MATERIAL »
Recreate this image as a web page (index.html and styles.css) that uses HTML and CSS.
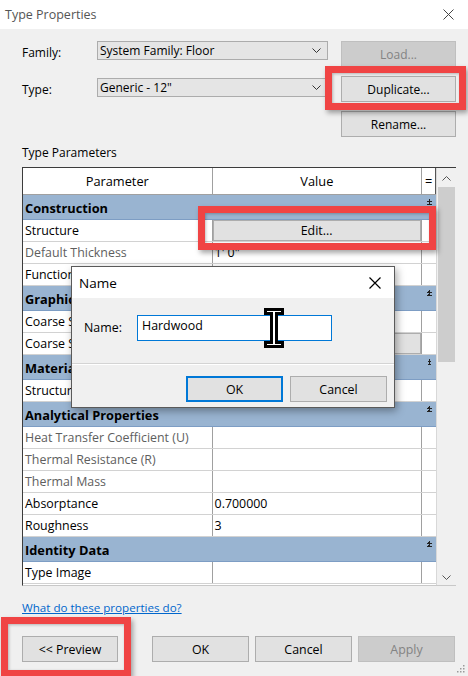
FILE: index.html
```html
<!DOCTYPE html>
<html lang="en">
<head>
    <meta charset="UTF-8">
    <title>Type Properties</title>
    <link rel="stylesheet" href="styles.css">
</head>
<body>
<div class="window">
    <div class="titlebar">
        <span>Type Properties</span>
        <svg class="close" width="11" height="11" viewBox="0 0 11 11"><path d="M0.5 0.5L10.5 10.5M10.5 0.5L0.5 10.5" stroke="#444" stroke-width="1"/></svg>
    </div>

    <div class="content">
        <!-- Family / Type pickers with side buttons -->
        <div class="top">
            <div class="fields">
                <div class="field">
                    <label>Family:</label>
                    <div class="select">System Family: Floor
                        <svg width="9" height="5" viewBox="0 0 9 5"><path d="M0.5 0.5L4.5 4.5L8.5 0.5" fill="none" stroke="#333"/></svg>
                    </div>
                </div>
                <div class="field">
                    <label>Type:</label>
                    <div class="select">Generic - 12"
                        <svg width="9" height="5" viewBox="0 0 9 5"><path d="M0.5 0.5L4.5 4.5L8.5 0.5" fill="none" stroke="#333"/></svg>
                    </div>
                </div>
            </div>
            <div class="side-buttons">
                <button class="btn" disabled>Load...</button>
                <button class="btn">Duplicate...</button>
                <button class="btn">Rename...</button>
            </div>
        </div>

        <div class="section-label">Type Parameters</div>

        <div class="grid">
            <div class="rows">
                <div class="row head">
                    <div class="name">Parameter</div>
                    <div class="value">Value</div>
                    <div class="eq">=</div>
                </div>
                <div class="group">Construction<span class="fold"></span></div>
                <div class="row"><div class="name">Structure</div><div class="value"><span class="cell-btn">Edit...</span></div><div class="eq"></div></div>
                <div class="row"><div class="name dim">Default Thickness</div><div class="value">1' 0"</div><div class="eq"></div></div>
                <div class="row"><div class="name">Function</div><div class="value">Interior</div><div class="eq"></div></div>
                <div class="group">Graphics<span class="fold"></span></div>
                <div class="row"><div class="name">Coarse Scale Fill Pattern</div><div class="value"></div><div class="eq"></div></div>
                <div class="row"><div class="name">Coarse Scale Fill Color</div><div class="value"><span class="cell-btn">Black</span></div><div class="eq"></div></div>
                <div class="group">Materials and Finishes<span class="fold"></span></div>
                <div class="row"><div class="name">Structural Material</div><div class="value"></div><div class="eq"></div></div>
                <div class="group">Analytical Properties<span class="fold"></span></div>
                <div class="row"><div class="name dim">Heat Transfer Coefficient (U)</div><div class="value"></div><div class="eq"></div></div>
                <div class="row"><div class="name dim">Thermal Resistance (R)</div><div class="value"></div><div class="eq"></div></div>
                <div class="row"><div class="name dim">Thermal Mass</div><div class="value"></div><div class="eq"></div></div>
                <div class="row"><div class="name">Absorptance</div><div class="value">0.700000</div><div class="eq"></div></div>
                <div class="row"><div class="name">Roughness</div><div class="value">3</div><div class="eq"></div></div>
                <div class="group">Identity Data<span class="fold"></span></div>
                <div class="row"><div class="name">Type Image</div><div class="value"></div><div class="eq"></div></div>
            </div>
            <div class="scrollbar">
                <svg class="arrow" width="9" height="5" viewBox="0 0 9 5"><path d="M0.5 4.5L4.5 0.5L8.5 4.5" fill="none" stroke="#555"/></svg>
                <div class="thumb"></div>
                <svg class="arrow down" width="9" height="5" viewBox="0 0 9 5"><path d="M0.5 0.5L4.5 4.5L8.5 0.5" fill="none" stroke="#555"/></svg>
            </div>
        </div>

        <a class="help" href="#">What do these properties do?</a>

        <div class="footer">
            <button class="btn preview">&lt;&lt; Preview</button>
            <div class="footer-right">
                <button class="btn">OK</button>
                <button class="btn">Cancel</button>
                <button class="btn" disabled>Apply</button>
            </div>
        </div>
    </div>

    <svg class="grip" width="8" height="8" viewBox="0 0 8 8" fill="#9a9a9a">
        <rect x="6" y="0" width="1.5" height="1.5"/><rect x="3" y="3" width="1.5" height="1.5"/><rect x="6" y="3" width="1.5" height="1.5"/>
        <rect x="0" y="6" width="1.5" height="1.5"/><rect x="3" y="6" width="1.5" height="1.5"/><rect x="6" y="6" width="1.5" height="1.5"/>
    </svg>

    <!-- Name dialog on top -->
    <div class="dialog">
        <div class="dialog-title">
            <span>Name</span>
            <svg width="12" height="12" viewBox="0 0 12 12"><path d="M0.5 0.5L11.5 11.5M11.5 0.5L0.5 11.5" stroke="#000" stroke-width="1.2"/></svg>
        </div>
        <div class="dialog-body">
            <label>Name:</label>
            <div class="input">Hardwood</div>
        </div>
        <div class="dialog-buttons">
            <button class="btn default">OK</button>
            <button class="btn">Cancel</button>
        </div>
    </div>

    <svg class="ibeam" width="22" height="42" viewBox="0 0 22 42">
        <path d="M2 2H20V7H14V35H20V40H2V35H8V7H2Z" fill="#000" stroke="#000" stroke-width="2" stroke-linejoin="miter"/>
        <path d="M4 4H18V5H12V37H18V38H4V37H10V5H4Z" fill="#fff"/>
    </svg>

    <!-- red callouts -->
    <div class="callout dup"></div>
    <div class="callout edit"></div>
    <div class="callout prev"></div>
</div>
</body>
</html>
```

FILE: styles.css
```css
* {
    box-sizing: border-box;
}
body {
    margin: 0;
    background: #f0f0f0;
    font-family: "Open Sans", "Noto Sans", sans-serif;
    font-size: 12px;
    color: #000;
}
.window {
    position: relative;
    width: 468px;
    height: 676px;
    overflow: hidden;
    background: #f0f0f0;
}
.titlebar {
    height: 29px;
    background: #fff;
    display: flex;
    align-items: center;
    justify-content: space-between;
    padding: 0 14px 0 5px;
    color: #555;
    font-size: 12.5px;
}
.content {
    padding: 12px 12px 0 22px;
}

/* Family / Type */
.top {
    display: flex;
}
.fields {
    width: 306px;
    margin-right: 13px;
    display: flex;
    flex-direction: column;
    gap: 18px;
}
.field {
    display: flex;
    align-items: center;
    height: 19px;
}
.field label {
    width: 75px;
    padding-top: 3px;
}
.select {
    flex: 1;
    height: 19px;
    background: #e5e5e5;
    border: 1px solid #acacac;
    display: flex;
    align-items: center;
    justify-content: space-between;
    padding: 0 6px 0 2px;
}
.side-buttons {
    width: 115px;
    display: flex;
    flex-direction: column;
    gap: 9px;
}
.btn {
    height: 26px;
    background: #e1e1e1;
    border: 1px solid #adadad;
    font: inherit;
    color: #000;
    padding: 0;
}
.btn:disabled {
    background: #cccccc;
    border-color: #bfbfbf;
    color: #838383;
}

.section-label {
    margin-top: 8px;
    line-height: 16px;
}

/* Parameter grid */
.grid {
    display: flex;
    margin-top: 6px;
    width: 434px;
    height: 419px;
    border-top: 1px solid #3c3c3c;
    border-left: 1px solid #3c3c3c;
    border-bottom: 1px solid #c8c8c8;
}
.rows {
    width: 414px;
    overflow: hidden;
    background: #fff;
    font-size: 12.4px;
}
.row {
    display: flex;
    height: 22px;
    border-bottom: 1px solid #d2d2d2;
    line-height: 22px;
    white-space: nowrap;
}
.row .name {
    width: 190px;
    border-right: 1px solid #a0a0a0;
    padding-left: 2px;
    overflow: hidden;
}
.row .value {
    width: 210px;
    border-right: 1px solid #a0a0a0;
    padding-left: 2px;
    position: relative;
}
.row .eq {
    width: 14px;
    text-align: center;
}
.row .dim {
    color: #5e5e5e;
}
.row.head {
    height: 27px;
    line-height: 26px;
    border-bottom-color: #a0a0a0;
    text-align: center;
    font-size: 12.8px;
}
.row.head .name,
.row.head .value {
    padding-left: 0;
}
.row.head .eq {
    border-right: 1px solid #555;
}
.cell-btn {
    position: absolute;
    left: 0;
    top: 0;
    width: 208px;
    height: 21px;
    background: #e1e1e1;
    border: 1px solid #adadad;
    text-align: center;
    line-height: 19px;
}
.group {
    position: relative;
    height: 25px;
    line-height: 26px;
    padding-left: 2px;
    background: #99b4d1;
    border-bottom: 1px solid #7d9dc4;
    font-weight: bold;
    font-size: 12.8px;
}
.fold {
    position: absolute;
    right: 4px;
    top: 4px;
    width: 5px;
    height: 6px;
    background:
        linear-gradient(135deg, transparent 50%, #222 50%) 0 0 / 3px 3px no-repeat,
        linear-gradient(225deg, transparent 50%, #222 50%) 2px 0 / 3px 3px no-repeat,
        linear-gradient(135deg, transparent 50%, #222 50%) 0 3px / 3px 3px no-repeat,
        linear-gradient(225deg, transparent 50%, #222 50%) 2px 3px / 3px 3px no-repeat;
}

.scrollbar {
    width: 20px;
    background: #f0f0f0;
    border-left: 1px solid #d8d8d8;
    display: flex;
    flex-direction: column;
    align-items: center;
}
.scrollbar .arrow {
    margin: 8px 0 6px;
}
.scrollbar .arrow.down {
    margin: auto 0 5px;
}
.thumb {
    width: 17px;
    height: 175px;
    background: #cdcdcd;
}

.help {
    display: inline-block;
    margin-top: 14px;
    line-height: 16px;
    color: #0066cc;
    font-size: 11.6px;
}
.footer {
    display: flex;
    margin-top: 20px;
    gap: 34px;
    font-size: 12.4px;
}
.footer .btn {
    width: 97px;
}
.footer .preview {
    width: 96px;
}
.footer-right {
    display: flex;
    gap: 6px;
}
.grip {
    position: absolute;
    right: 3px;
    bottom: 3px;
}

/* Name dialog */
.dialog {
    position: absolute;
    left: 71px;
    top: 266px;
    width: 324px;
    height: 142px;
    background: #f0f0f0;
    border: 1px solid #5a5a5a;
    box-shadow: 2px 3px 8px rgba(0, 0, 0, 0.35);
    font-size: 12.4px;
}
.dialog-title {
    height: 31px;
    background: #fff;
    display: flex;
    align-items: center;
    justify-content: space-between;
    padding: 0 13px 0 7px;
    font-size: 13.5px;
}
.dialog-body {
    display: flex;
    padding: 17px 0 0 12px;
    height: 66px;
    border-bottom: 1px solid #d4d4d4;
}
.dialog-body label {
    width: 53px;
    padding-top: 4px;
}
.input {
    width: 195px;
    height: 26px;
    background: #fff;
    border: 1px solid #0078d7;
    padding: 1px 4px;
    line-height: 17px;
}
.dialog-buttons {
    display: flex;
    gap: 7px;
    padding: 11px 0 0 114px;
    border-top: 1px solid #fff;
}
.dialog-buttons .btn {
    width: 97px;
}
.dialog-buttons .default {
    border: 2px solid #0078d7;
}

.ibeam {
    position: absolute;
    left: 263px;
    top: 307px;
}

/* red highlight boxes */
.callout {
    position: absolute;
    border: 7px solid #f04444;
    box-shadow: 2px 3px 5px rgba(0, 0, 0, 0.35), inset 1px 1px 3px rgba(0, 0, 0, 0.25);
}
.callout.dup {
    left: 325px;
    top: 66px;
    width: 141px;
    height: 44px;
}
.callout.edit {
    left: 198px;
    top: 206px;
    width: 238px;
    height: 44px;
}
.callout.prev {
    left: 1px;
    top: 617px;
    width: 130px;
    height: 60px;
}
```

SET TASK » Extract all lines containing the word "styles".

SOLUTION TO THE PROBLEM »
Recreate this image as a web page (index.html and styles.css) that uses HTML and CSS.
    <link rel="stylesheet" href="styles.css">
FILE: styles.css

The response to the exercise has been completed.